The Web We Want

The World Wide Web turns 25 years old next year. In that time, it’s gone from a glimmer in the eye of Tim Berners-Lee, at the time a researcher in Switzerland, to a platform enabling us to organize, create, learn, research, collaborate, speak, listen and read at virtually no cost.

The Web has enabled global communication on a spectacular new scale. Meanwhile, thanks to the open Web and the open Internet on which it rides, economies have changed. Politics have changed. Social-justice advocacy has changed. Pictures of kittens … are everywhere.

Despite all of this, the open Internet — and in turn, the open Web — is under threat like never before. Here in the U.S. and around the world, Internet service providers speak of silencing free speech online, and overreaching surveillance programs are undercutting the Internet’s security and decimating our personal privacy.

Meanwhile, the majority of people on planet Earth still do not have access to the Internet at all. No Skype, no Facebook, no Web. Period. For millions of others, broadband access is too expensive, too slow, or both. And many of those who do have broadband live in countries where the mere act of speaking out against your government online can land you in jail — or worse.

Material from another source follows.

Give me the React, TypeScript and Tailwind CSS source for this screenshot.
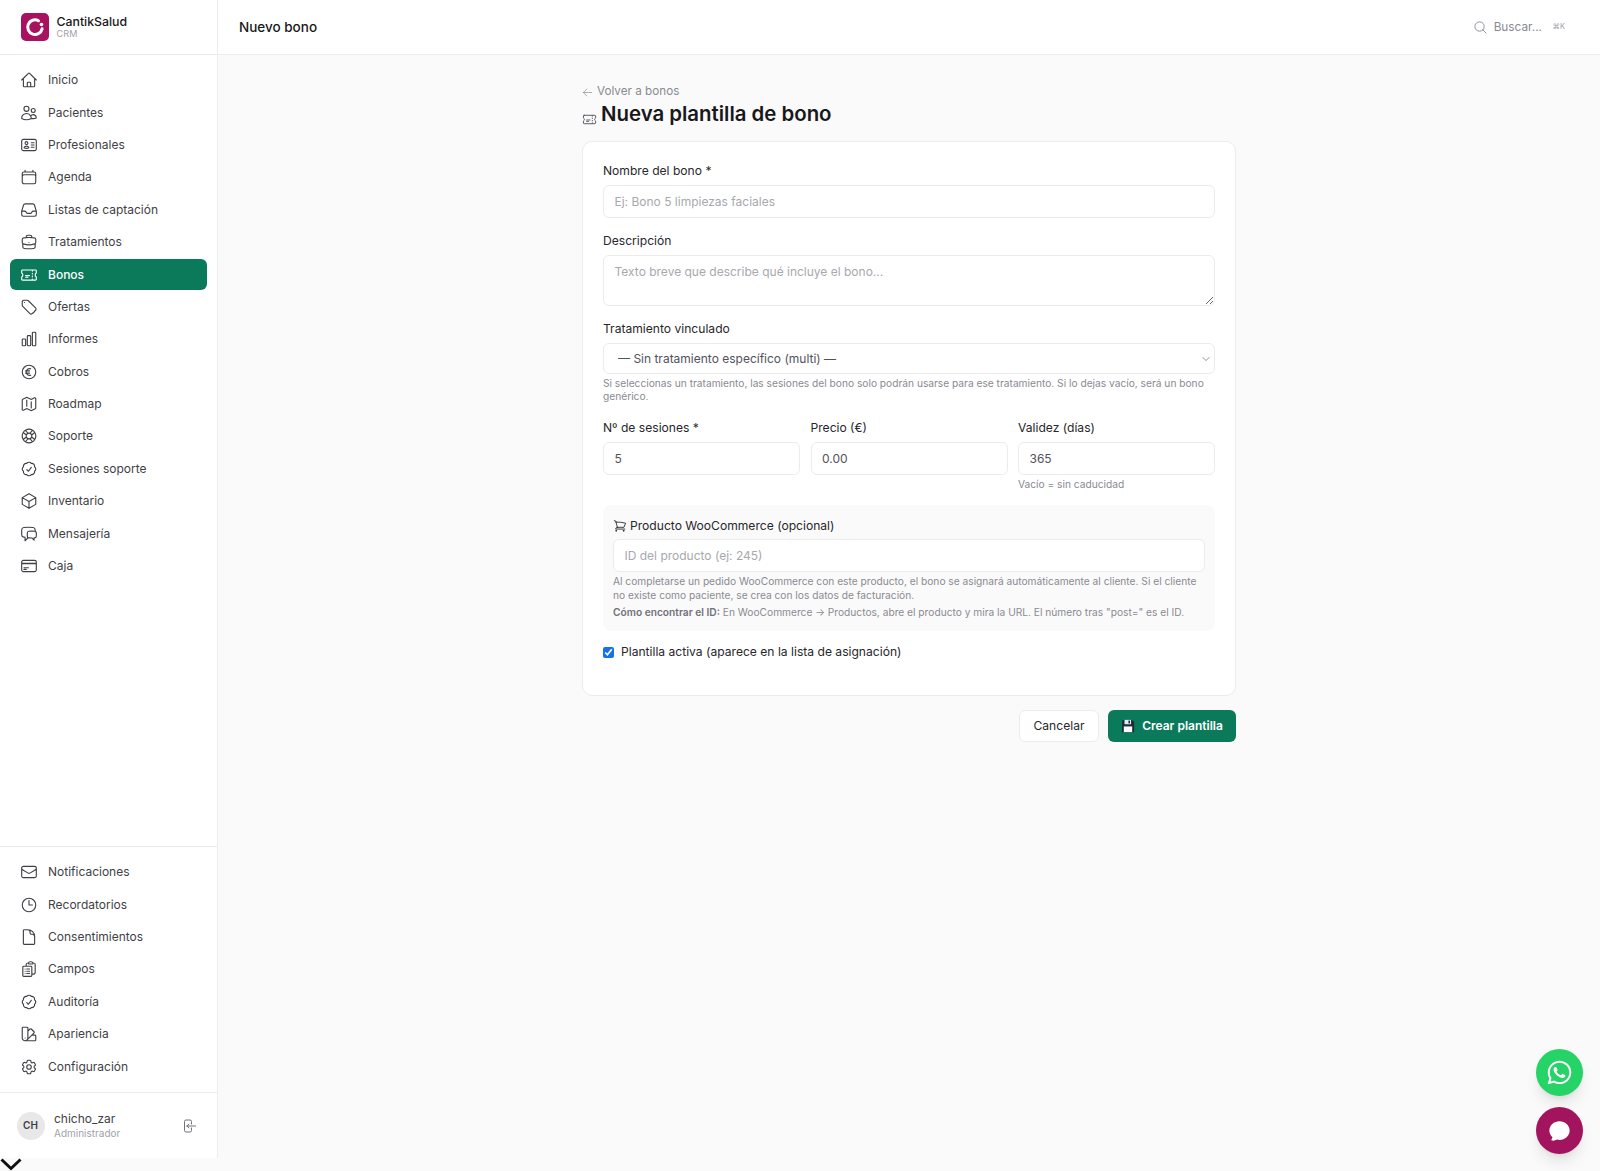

Documents ranging from the U.S. Constitution to the Universal Declaration of Human Rights all note that the ability to communicate free of censorship or surveillance is a basic human right. Today we can’t protect this right without protecting the open Web and the open Internet.

It’s in this spirit that Free Press and Berners-Lee’s World Wide Web Foundation have formed the Web We Want, a campaign to support global, national and regional efforts to make the Web universal, free and open. Our goal: creating a world where everyone, everywhere is free to collaborate and create without fear of censorship or persecution.

The Web We Want campaign is comprised of more than a dozen digital rights organizations from around the world. We just took our first step in public via a small grants program that will support local and global advocacy and campaigning efforts to make the Web free, open and accessible to all.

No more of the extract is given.